On Tue, Jun 20, 2023 at 2:27 AM Jens Maurer via Std-Discussion
<std-discussion_at_[hidden]> wrote:
> On 20/06/2023 04.11, Matthew House via Std-Discussion wrote:
> > On Mon, Jun 19, 2023 at 8:46 PM Brian Bi via Std-Discussion
> > <std-discussion_at_[hidden]> wrote:
> >>> More generally, such an interpretation would completely break
> >>> mechanisms enabled by [basic.lval]/11 using pointers that happen to
> >>> refer to union members, since inactive union members would always have
> >>> preference over reinterpretations allowed by the rule. For instance,
> >>> suppose that u.c were declared as an unsigned char instead of a char.
> >>> Then, std::memcpy(dest, &u.i, sizeof(int)) would be UB, since by
> >>> reinterpreting its argument as an array of unsigned char, memcpy would
> >>> produce a pointer to u.c, then read past its end. I don't think that's
> >>> something that can be considered reasonable.
> >>
> >> Well, `std::memcpy` can be defined by magic to do the right thing, but I guess you're talking about a user-written analogue. Still, I don't understand your argument.

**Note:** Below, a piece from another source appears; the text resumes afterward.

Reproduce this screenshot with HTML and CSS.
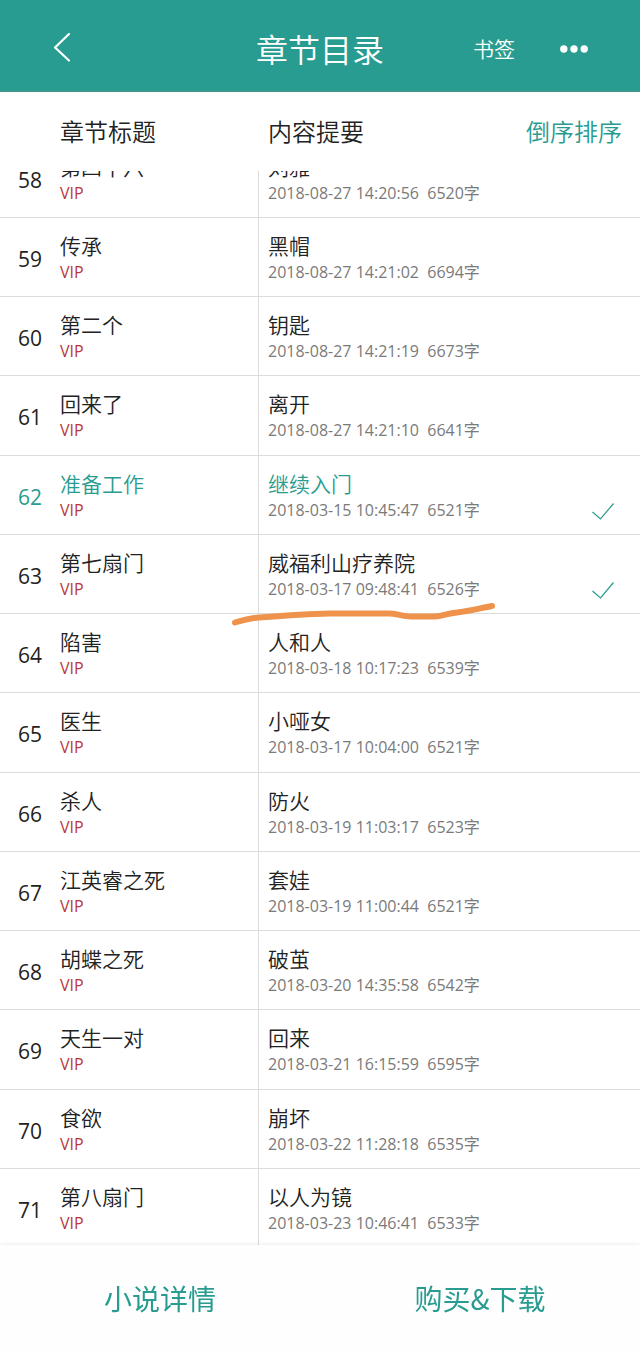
FILE: index.html
```html
<!DOCTYPE html>
<html lang="zh-CN">
<head>
    <meta charset="UTF-8">
    <meta name="viewport" content="width=device-width, initial-scale=1.0">
    <title>章节目录</title>
    <link rel="stylesheet" href="styles.css">
</head>
<body>
    <header class="topbar">
        <button type="button" class="back" aria-label="返回">
            <svg width="20" height="32" viewBox="0 0 20 32"><path d="M17 2 3 15.500 17 28.500" fill="none" stroke="#fff" stroke-width="2.200" stroke-linecap="round" stroke-linejoin="round"/></svg>
        </button>
        <h1>章节目录</h1>
        <div class="actions">
            <button type="button" class="bookmark">书签</button>
            <button type="button" class="more" aria-label="更多">
                <svg width="28" height="10" viewBox="0 0 28 10" fill="#fff"><circle cx="3.800" cy="6" r="3.700"/><circle cx="14" cy="6" r="3.700"/><circle cx="24.200" cy="6" r="3.700"/></svg>
            </button>
        </div>
    </header>

    <main class="list" id="list">
        <table>
            <thead>
                <tr>
                    <th class="num"></th>
                    <th class="name">章节标题</th>
                    <th class="summary">
                        <div class="head">内容提要 <button type="button" class="sort">倒序排序</button></div>
                    </th>
                </tr>
            </thead>
            <tbody>
                <tr>
                    <td class="num">58</td>
                    <td class="name"><p>第四十六</p><span class="vip">VIP</span></td>
                    <td class="summary"><p>刘雅</p><span class="meta">2018-08-27 14:20:56&nbsp; 6520字</span></td>
                </tr>
                <tr>
                    <td class="num">59</td>
                    <td class="name"><p>传承</p><span class="vip">VIP</span></td>
                    <td class="summary"><p>黑帽</p><span class="meta">2018-08-27 14:21:02&nbsp; 6694字</span></td>
                </tr>
                <tr>
                    <td class="num">60</td>
                    <td class="name"><p>第二个</p><span class="vip">VIP</span></td>
                    <td class="summary"><p>钥匙</p><span class="meta">2018-08-27 14:21:19&nbsp; 6673字</span></td>
                </tr>
                <tr>
                    <td class="num">61</td>
                    <td class="name"><p>回来了</p><span class="vip">VIP</span></td>
                    <td class="summary"><p>离开</p><span class="meta">2018-08-27 14:21:10&nbsp; 6641字</span></td>
                </tr>
                <tr class="current">
                    <td class="num">62</td>
                    <td class="name"><p>准备工作</p><span class="vip">VIP</span></td>
                    <td class="summary">
                        <p>继续入门</p><span class="meta">2018-03-15 10:45:47&nbsp; 6521字</span>
                        <svg class="check" width="24" height="18" viewBox="0 0 24 18"><path d="M1.500 10 9.500 17 22.500 1.500"/></svg>
                    </td>
                </tr>
                <tr>
                    <td class="num">63</td>
                    <td class="name"><p>第七扇门</p><span class="vip">VIP</span></td>
                    <td class="summary">
                        <p>威福利山疗养院</p><span class="meta">2018-03-17 09:48:41&nbsp; 6526字</span>
                        <svg class="check" width="24" height="18" viewBox="0 0 24 18"><path d="M1.500 10 9.500 17 22.500 1.500"/></svg>
                        <svg class="underline" width="264" height="24" viewBox="0 0 264 24"><path d="M4 19.500C12 17 20 15 28 14.500 48 13 76 11 98 10.500H158C165 10.500 172 13.500 180 13.500H204C211 13.500 217 10 226 9.500 238 8 250 5 261 3"/></svg>
                    </td>
                </tr>
                <tr>
                    <td class="num">64</td>
                    <td class="name"><p>陷害</p><span class="vip">VIP</span></td>
                    <td class="summary"><p>人和人</p><span class="meta">2018-03-18 10:17:23&nbsp; 6539字</span></td>
                </tr>
                <tr>
                    <td class="num">65</td>
                    <td class="name"><p>医生</p><span class="vip">VIP</span></td>
                    <td class="summary"><p>小哑女</p><span class="meta">2018-03-17 10:04:00&nbsp; 6521字</span></td>
                </tr>
                <tr>
                    <td class="num">66</td>
                    <td class="name"><p>杀人</p><span class="vip">VIP</span></td>
                    <td class="summary"><p>防火</p><span class="meta">2018-03-19 11:03:17&nbsp; 6523字</span></td>
                </tr>
                <tr>
                    <td class="num">67</td>
                    <td class="name"><p>江英睿之死</p><span class="vip">VIP</span></td>
                    <td class="summary"><p>套娃</p><span class="meta">2018-03-19 11:00:44&nbsp; 6521字</span></td>
                </tr>
                <tr>
                    <td class="num">68</td>
                    <td class="name"><p>胡蝶之死</p><span class="vip">VIP</span></td>
                    <td class="summary"><p>破茧</p><span class="meta">2018-03-20 14:35:58&nbsp; 6542字</span></td>
                </tr>
                <tr>
                    <td class="num">69</td>
                    <td class="name"><p>天生一对</p><span class="vip">VIP</span></td>
                    <td class="summary"><p>回来</p><span class="meta">2018-03-21 16:15:59&nbsp; 6595字</span></td>
                </tr>
                <tr>
                    <td class="num">70</td>
                    <td class="name"><p>食欲</p><span class="vip">VIP</span></td>
                    <td class="summary"><p>崩坏</p><span class="meta">2018-03-22 11:28:18&nbsp; 6535字</span></td>
                </tr>
                <tr>
                    <td class="num">71</td>
                    <td class="name"><p>第八扇门</p><span class="vip">VIP</span></td>
                    <td class="summary"><p>以人为镜</p><span class="meta">2018-03-23 10:46:41&nbsp; 6533字</span></td>
                </tr>
            </tbody>
        </table>
    </main>

    <footer class="bottombar">
        <button type="button">小说详情</button>
        <button type="button">购买&amp;下载</button>
    </footer>

    <script>
        // open the list a little way into the first chapter
        document.getElementById('list').scrollTop = 32;
    </script>
</body>
</html>
```
FILE: styles.css
```css
* {
    box-sizing: border-box;
}
body {
    margin: 0;
    height: 100vh;
    display: flex;
    flex-direction: column;
    font-family: "Noto Sans CJK SC", sans-serif;
    font-weight: 350;
    background-color: #fff;
    color: #222;
}
button {
    padding: 0;
    border: none;
    background: none;
    font-family: inherit;
    font-weight: inherit;
    color: inherit;
    cursor: pointer;
}
svg {
    display: block;
}
h1, p {
    margin: 0;
    font-weight: inherit;
}

/* top bar */
.topbar {
    display: grid;
    grid-template-columns: 1fr auto 1fr;
    align-items: center;
    padding: 5px 52px 0;
    height: 92px;
    flex-shrink: 0;
    background-color: #289c90;
    border-bottom: 1px solid #4a9389;
    color: #fff;
}
.back {
    justify-self: start;
}
.topbar h1 {
    font-size: 32px;
    line-height: 40px;
}
.actions {
    display: flex;
    align-items: center;
    justify-content: flex-end;
    gap: 45px;
}
.bookmark {
    font-size: 21px;
    line-height: 26px;
}

/* chapter list */
.list {
    flex: 1;
    min-height: 0;
    overflow-y: auto;
    scrollbar-width: none;
}
table {
    width: 100%;
    table-layout: fixed;
    border-spacing: 0;
}
th, td {
    padding: 0;
    text-align: left;
    vertical-align: top;
}
th {
    position: sticky;
    top: 0;
    z-index: 2;
    height: 79px;
    padding-bottom: 2px;
    vertical-align: middle;
    background-color: #fff;
    font-size: 24px;
    line-height: 32px;
    font-weight: inherit;
}
.head {
    display: flex;
    justify-content: space-between;
    padding-right: 18px;
}
.sort {
    font-size: 24px;
    line-height: 32px;
    color: #289c90;
}
td {
    height: 79px;
    padding-top: 14px;
    border-bottom: 1px solid #dcdcdc;
}
tr:nth-child(4n) td {
    height: 80px;
}
.num {
    width: 60px;
}
td.num {
    padding-left: 18px;
    padding-top: 28px;
    font-size: 21px;
    line-height: 26px;
}
.name {
    width: 199px;
}
td.name {
    border-right: 1px solid #dcdcdc;
}
.summary {
    padding-left: 9px;
}
td.summary {
    position: relative;
}
td p {
    font-size: 21px;
    line-height: 26px;
}
.vip, .meta {
    display: block;
    font-size: 16px;
    line-height: 28px;
}
td.num, .vip, .meta {
    font-family: "Open Sans", "Noto Sans CJK SC", sans-serif;
    font-weight: 400;
}
.vip {
    color: #bb3638;
}
.meta {
    color: #7a7a7a;
}
.current .num, .current p {
    color: #289c90;
}
.check {
    position: absolute;
    right: 25px;
    bottom: 14px;
    fill: none;
    stroke: #289c90;
    stroke-width: 1.2;
}
.underline {
    position: absolute;
    left: -28px;
    bottom: -14px;
    z-index: 1;
    fill: none;
    stroke: #ee924c;
    stroke-width: 6;
    stroke-linecap: round;
}

/* bottom bar */
.bottombar {
    position: relative;
    z-index: 3;
    display: grid;
    grid-template-columns: 1fr 1fr;
    height: 106px;
    flex-shrink: 0;
    background-color: #fefefe;
    box-shadow: 0 -1px 4px rgba(0,0,0,0.08);
}
.bottombar button {
    font-size: 28px;
    font-weight: 400;
    color: #289c90;
}
```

Under the current wording, you can't write such a thing and have it have well-defined behavior according to the letter of the law, regardless of what view you take on whether the `u.c` object exists when it's not active.
> >
> > I'll admit, I don't understand the argument that P1839 seems to hinge
> > on, to argue that even reading the first byte of the object
> > representation is UB:
> >
> >> When a is dereferenced, the behaviour is undefined as per [expr.pre]
> >> p4 because the value of the resulting expression would not be the
> >> value of the first byte, but the value of the whole int object
> >> (123456), which is not a value representable by unsigned char.
>
> In recent years, we've come to understand better that "the object the pointer
> points to" may be different from "the pointee of the type of the pointer".
>
> For example, when casting a point to T to a pointer to void, the pointer
> still points to a T object, although the type of the expression doesn't
> say so. Or, by chaining two static_casts, you can actually have a pointer
> of type "pointer to char" have a value that actually points to an object of
> type int.

Of course. I'm not trying to dispute the general idea that the pointer
type can be distinct from the dynamic type of the object. Instead, I'm
disputing that scalar accesses (lvalue-to-rvalue conversions and
assignments) in particular are and ought to be beholden to the dynamic
type of the object, since otherwise [basic.lval]/11 is a nearly
meaningless clause. Indeed, given the subject, I'm surprised that the
paper doesn't mention the clause at all, even to explain how it
doesn't help.

(And the paper's proposal would not fully solve the meaninglessness
of [basic.lval]/11 that it infers: by its logic, reinterpreting a
negative integer as an unsigned integer via type punning is instant
UB, compared to the analogous wording in C, where the relevant details
of the object representation are merely implementation-defined.)

> > This interpretation appears to defeat the entire purpose of
> > the first sentence in [basic.lval]/11, which I will repeat here for
> > reference:
> >
> >> If a program attempts to access (3.1) the stored value of an object
> >> through a glvalue whose type is not similar (7.3.6) to one of the
> >> following types the behavior is undefined:
> >> - the dynamic type of the object,
> >> - a type that is the signed or unsigned type corresponding to the
> >> dynamic type of the object, or
> >> - a char, unsigned char, or std::byte type.
>
> > I have always imagined this as implying a series of steps for
> > performing a read where the type of the glvalue is not similar to the
> > dynamic type of the object:
> > 1. Locate the object referred to by the glvalue.
> > 2. Select the appropriate bytes in the object representation.
>
> That's exactly the problem: There is no talk about "object representation"
> in the existing text here.
>
> > 3. Interpret those bytes as a value of the glvalue's type.
> > 4. Return the resulting value.
> > (The reverse process would occur for a modification.)
> >
> > Indeed, [basic.lval]/11 originates from an analogous clause in
> > standard C, which at another point explicitly clarifies the supremacy
> > of the lvalue's type: "The meaning of a value stored in an object or
> > returned by a function is determined by the *type* of the expression
> > used to access it."
>
> We can't have this in C++, because you (always) could have a pointer-to-
> base class refer to an object that is actually a of a derived class type.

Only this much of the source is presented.